* BEGIN Data to use *

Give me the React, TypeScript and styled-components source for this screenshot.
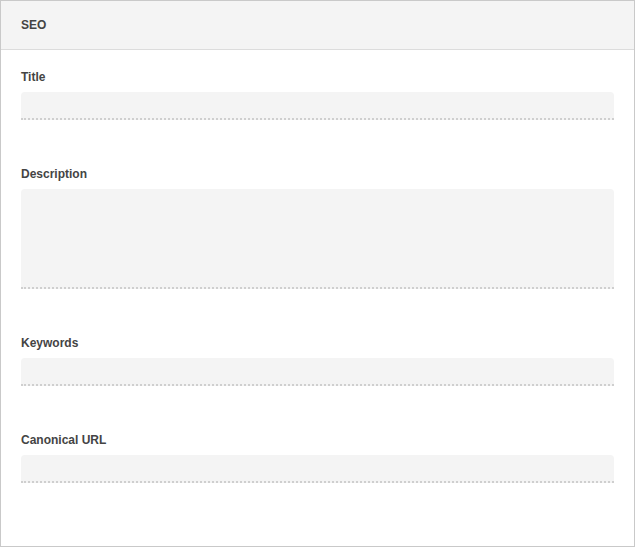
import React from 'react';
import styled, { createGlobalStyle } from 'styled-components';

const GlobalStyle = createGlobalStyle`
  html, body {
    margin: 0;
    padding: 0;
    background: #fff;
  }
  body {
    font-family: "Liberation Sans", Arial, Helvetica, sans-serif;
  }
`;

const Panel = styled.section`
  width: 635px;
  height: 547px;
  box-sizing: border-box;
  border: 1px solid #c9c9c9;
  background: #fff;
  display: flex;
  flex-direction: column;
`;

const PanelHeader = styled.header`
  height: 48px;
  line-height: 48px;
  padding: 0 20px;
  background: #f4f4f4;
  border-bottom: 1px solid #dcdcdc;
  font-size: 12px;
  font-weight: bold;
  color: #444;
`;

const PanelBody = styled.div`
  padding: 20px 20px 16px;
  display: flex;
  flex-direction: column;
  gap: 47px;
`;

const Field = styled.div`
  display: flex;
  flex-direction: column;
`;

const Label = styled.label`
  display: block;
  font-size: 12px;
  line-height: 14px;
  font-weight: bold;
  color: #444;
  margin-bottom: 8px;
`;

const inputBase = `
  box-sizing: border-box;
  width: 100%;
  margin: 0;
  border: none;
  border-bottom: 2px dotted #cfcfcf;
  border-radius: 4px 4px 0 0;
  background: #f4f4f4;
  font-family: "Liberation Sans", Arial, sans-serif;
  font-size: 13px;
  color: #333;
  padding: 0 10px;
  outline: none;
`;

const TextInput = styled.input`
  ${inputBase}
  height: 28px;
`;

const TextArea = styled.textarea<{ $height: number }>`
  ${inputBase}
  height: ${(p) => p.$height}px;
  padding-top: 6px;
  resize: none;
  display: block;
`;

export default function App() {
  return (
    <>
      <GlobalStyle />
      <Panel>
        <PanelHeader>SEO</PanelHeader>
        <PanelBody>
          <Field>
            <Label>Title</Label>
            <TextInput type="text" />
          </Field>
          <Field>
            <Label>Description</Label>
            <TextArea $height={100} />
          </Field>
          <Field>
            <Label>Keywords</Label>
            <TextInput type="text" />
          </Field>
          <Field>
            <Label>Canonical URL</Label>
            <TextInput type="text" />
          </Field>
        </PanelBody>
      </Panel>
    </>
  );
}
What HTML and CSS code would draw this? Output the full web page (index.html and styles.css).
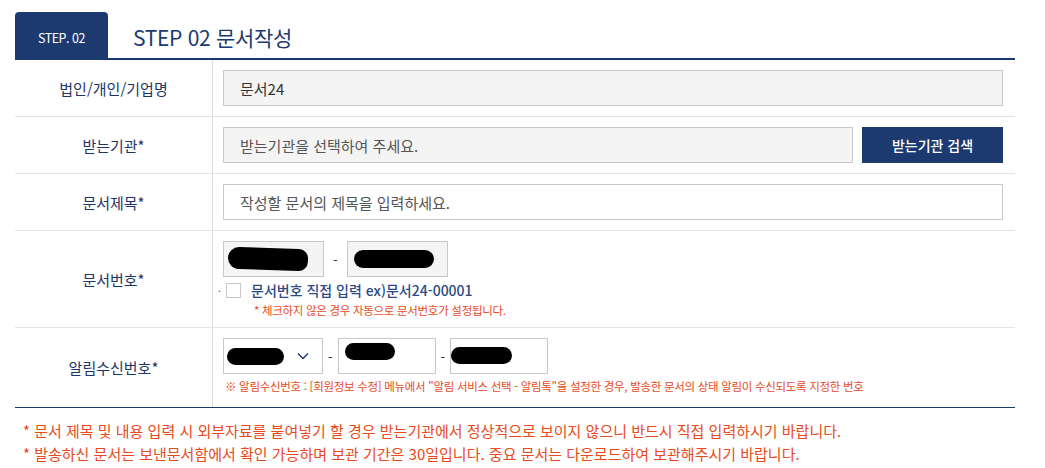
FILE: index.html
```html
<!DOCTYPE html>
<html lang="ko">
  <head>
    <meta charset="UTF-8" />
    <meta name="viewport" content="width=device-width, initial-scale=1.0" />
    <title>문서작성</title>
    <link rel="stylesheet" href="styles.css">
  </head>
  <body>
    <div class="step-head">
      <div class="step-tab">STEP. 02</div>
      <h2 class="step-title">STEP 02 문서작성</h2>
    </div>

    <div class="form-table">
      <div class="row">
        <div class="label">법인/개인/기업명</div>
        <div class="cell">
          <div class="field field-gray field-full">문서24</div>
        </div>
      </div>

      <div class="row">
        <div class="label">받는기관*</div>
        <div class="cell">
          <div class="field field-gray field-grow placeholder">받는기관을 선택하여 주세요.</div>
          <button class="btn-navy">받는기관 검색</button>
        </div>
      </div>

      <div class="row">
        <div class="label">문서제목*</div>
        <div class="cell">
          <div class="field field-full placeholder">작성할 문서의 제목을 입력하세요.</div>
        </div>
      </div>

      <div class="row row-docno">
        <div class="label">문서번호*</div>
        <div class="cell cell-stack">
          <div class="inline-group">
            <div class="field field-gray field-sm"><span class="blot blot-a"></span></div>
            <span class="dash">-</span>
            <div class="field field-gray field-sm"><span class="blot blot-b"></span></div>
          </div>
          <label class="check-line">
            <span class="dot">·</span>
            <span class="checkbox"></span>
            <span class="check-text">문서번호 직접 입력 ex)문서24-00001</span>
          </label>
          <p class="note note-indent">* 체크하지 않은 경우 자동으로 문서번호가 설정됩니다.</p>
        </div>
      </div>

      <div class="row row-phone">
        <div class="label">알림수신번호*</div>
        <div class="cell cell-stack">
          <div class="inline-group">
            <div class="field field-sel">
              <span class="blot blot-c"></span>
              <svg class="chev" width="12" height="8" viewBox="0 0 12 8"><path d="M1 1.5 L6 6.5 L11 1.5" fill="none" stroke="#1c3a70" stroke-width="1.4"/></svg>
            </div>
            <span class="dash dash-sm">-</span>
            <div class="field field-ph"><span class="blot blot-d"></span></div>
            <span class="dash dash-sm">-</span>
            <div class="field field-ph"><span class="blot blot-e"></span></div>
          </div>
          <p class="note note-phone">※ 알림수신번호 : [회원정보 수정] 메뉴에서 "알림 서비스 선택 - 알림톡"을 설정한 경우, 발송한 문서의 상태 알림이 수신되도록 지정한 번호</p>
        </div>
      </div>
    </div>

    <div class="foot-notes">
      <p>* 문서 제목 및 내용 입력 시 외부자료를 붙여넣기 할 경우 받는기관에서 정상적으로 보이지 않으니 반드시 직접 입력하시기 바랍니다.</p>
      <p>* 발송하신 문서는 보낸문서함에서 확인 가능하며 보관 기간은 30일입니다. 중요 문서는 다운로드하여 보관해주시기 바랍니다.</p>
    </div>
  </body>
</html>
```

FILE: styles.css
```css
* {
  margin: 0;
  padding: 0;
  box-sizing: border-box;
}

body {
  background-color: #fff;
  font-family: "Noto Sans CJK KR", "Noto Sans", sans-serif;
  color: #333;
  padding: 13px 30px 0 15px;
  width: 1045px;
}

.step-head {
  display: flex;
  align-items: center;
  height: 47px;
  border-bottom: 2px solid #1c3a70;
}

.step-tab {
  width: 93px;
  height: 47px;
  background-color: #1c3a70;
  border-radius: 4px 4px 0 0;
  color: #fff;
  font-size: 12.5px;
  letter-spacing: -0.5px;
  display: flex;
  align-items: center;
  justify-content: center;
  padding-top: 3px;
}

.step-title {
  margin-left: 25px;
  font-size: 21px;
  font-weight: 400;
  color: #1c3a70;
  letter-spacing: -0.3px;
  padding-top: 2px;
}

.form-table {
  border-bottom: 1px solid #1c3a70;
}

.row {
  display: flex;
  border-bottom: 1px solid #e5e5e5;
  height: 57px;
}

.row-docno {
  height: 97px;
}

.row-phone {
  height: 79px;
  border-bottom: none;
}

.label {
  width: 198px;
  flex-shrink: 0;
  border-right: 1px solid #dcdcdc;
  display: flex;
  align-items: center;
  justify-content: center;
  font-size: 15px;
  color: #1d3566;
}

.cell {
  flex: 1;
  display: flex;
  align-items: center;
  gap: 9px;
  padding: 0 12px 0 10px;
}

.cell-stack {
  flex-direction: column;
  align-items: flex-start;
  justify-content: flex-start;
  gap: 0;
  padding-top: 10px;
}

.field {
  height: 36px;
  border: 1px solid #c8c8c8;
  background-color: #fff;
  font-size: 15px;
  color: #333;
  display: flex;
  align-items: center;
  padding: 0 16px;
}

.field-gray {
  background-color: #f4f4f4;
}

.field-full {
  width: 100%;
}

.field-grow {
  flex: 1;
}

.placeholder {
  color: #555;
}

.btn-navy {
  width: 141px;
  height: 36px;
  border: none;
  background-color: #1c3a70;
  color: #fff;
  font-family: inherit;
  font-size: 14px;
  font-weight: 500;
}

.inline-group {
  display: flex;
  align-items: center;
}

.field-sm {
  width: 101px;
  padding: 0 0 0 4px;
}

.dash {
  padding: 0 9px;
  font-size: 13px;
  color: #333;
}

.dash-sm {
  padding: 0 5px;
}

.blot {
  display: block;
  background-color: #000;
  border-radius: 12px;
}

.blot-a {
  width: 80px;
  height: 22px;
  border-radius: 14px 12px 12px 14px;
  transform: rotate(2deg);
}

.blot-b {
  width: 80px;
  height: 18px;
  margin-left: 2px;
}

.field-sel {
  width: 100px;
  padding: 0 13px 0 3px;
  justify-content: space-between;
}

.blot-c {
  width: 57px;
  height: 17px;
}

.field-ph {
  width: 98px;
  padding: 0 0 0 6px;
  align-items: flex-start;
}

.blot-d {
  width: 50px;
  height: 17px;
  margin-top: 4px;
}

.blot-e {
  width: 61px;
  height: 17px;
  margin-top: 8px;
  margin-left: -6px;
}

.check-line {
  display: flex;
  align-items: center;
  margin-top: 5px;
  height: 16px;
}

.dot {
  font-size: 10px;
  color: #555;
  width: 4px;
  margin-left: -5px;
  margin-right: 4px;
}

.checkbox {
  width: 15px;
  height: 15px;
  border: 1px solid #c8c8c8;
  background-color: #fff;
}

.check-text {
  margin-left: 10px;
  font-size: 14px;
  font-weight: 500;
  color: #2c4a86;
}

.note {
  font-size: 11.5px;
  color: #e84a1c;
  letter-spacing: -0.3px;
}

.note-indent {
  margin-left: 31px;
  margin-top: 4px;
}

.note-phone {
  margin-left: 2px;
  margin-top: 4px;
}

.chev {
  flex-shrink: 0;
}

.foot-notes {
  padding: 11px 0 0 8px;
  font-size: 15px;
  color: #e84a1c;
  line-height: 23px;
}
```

* END Data to use *

◆ **Problem description**:
Check each line of the records above for the string "full", and report every line that has it.

◆ **The result**:
What HTML and CSS code would draw this? Output the full web page (index.html and styles.css).
          <div class="field field-gray field-full">문서24</div>
          <div class="field field-full placeholder">작성할 문서의 제목을 입력하세요.</div>
.field-full {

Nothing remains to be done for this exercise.